Giacometti was far more interested in creating a spatial context in his paintings that conformed to his acute perception of reality, and his understanding of the human presence within it, than he was in the other more sensuous aspects of the world that attract most painters. He told Carlton Lake in 1964: "It's not a matter of choice with me. If [the painting] comes out black, that's not because I want to make it black. I try to do it with other colors, but I can't put on color if I don't have a framework. And to construct that framework is already such a job, there's no end to it And to go from there to color is something which seems almost impossible for me. I don't know how it's done.
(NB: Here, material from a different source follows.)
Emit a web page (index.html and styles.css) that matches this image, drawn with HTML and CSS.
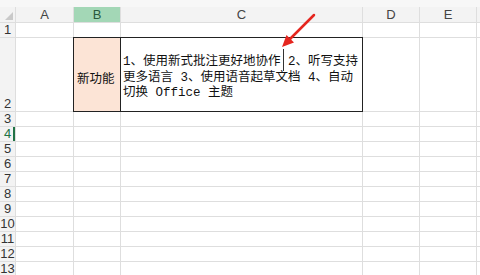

I just don't see it" (quoted in R. Hohl, op. cit., p.160).

There are numerous precedents for the grayness in Giacometti's painting: the grisaille studies of J.A.D. Ingres, as well as the pre-Impressionist portraits of Edouard Manet, with their neutral-toned, undefined backgrounds (fig. 3), which also prefigure Giacometti's treatment of the figure in space. And in turn, Giacometti's insistence on restraining the inherent expressivity of color in deference to other ends appears to have resonated with at least one other important painter of the late 20th century, Jasper Johns, who was then only starting out, and throughout his career continued to employ monochrome grayness as an essential element in his work (fig. 4). James Rondeau has postulated that Johns was familiar with Giacometti's gray paintings, which he could have seen in shows at the Pierre Matisse and Sidney Janis galleries during the 1950s, and in an important show that included twenty such works that took place at Galerie Maeght in 1961 while Johns was in Paris (see Jasper Johns: Gray, exh. cat., The Metropolitan Museum of Art, New York, 2008, pp. 41-42).

There is an understandable tendency to read into Giacometti's gray paintings a view of the world that is willfully austere, even desolate and bleak. This characterization of his work may be difficult to deny, but it is hardly the full picture. David Sylvester has observed: "The greatness of Giacometti's art is that it is tentative but not vague. What his art does is to convey precisely why our sensations of reality cannot be conveyed precisely Fluidity of vision is reconciled with a crystalline clarity of structure. A precise tentativeness in recording facts is warmed by an intoxicating breath of the sublime The air is alive. Solid bodies of uncanny lightness are locked into a space charged with a buoyant, exhilarated, numinous energy and filled with light" (in Looking at Giacometti, New York, 1994, pp. 16 and 121).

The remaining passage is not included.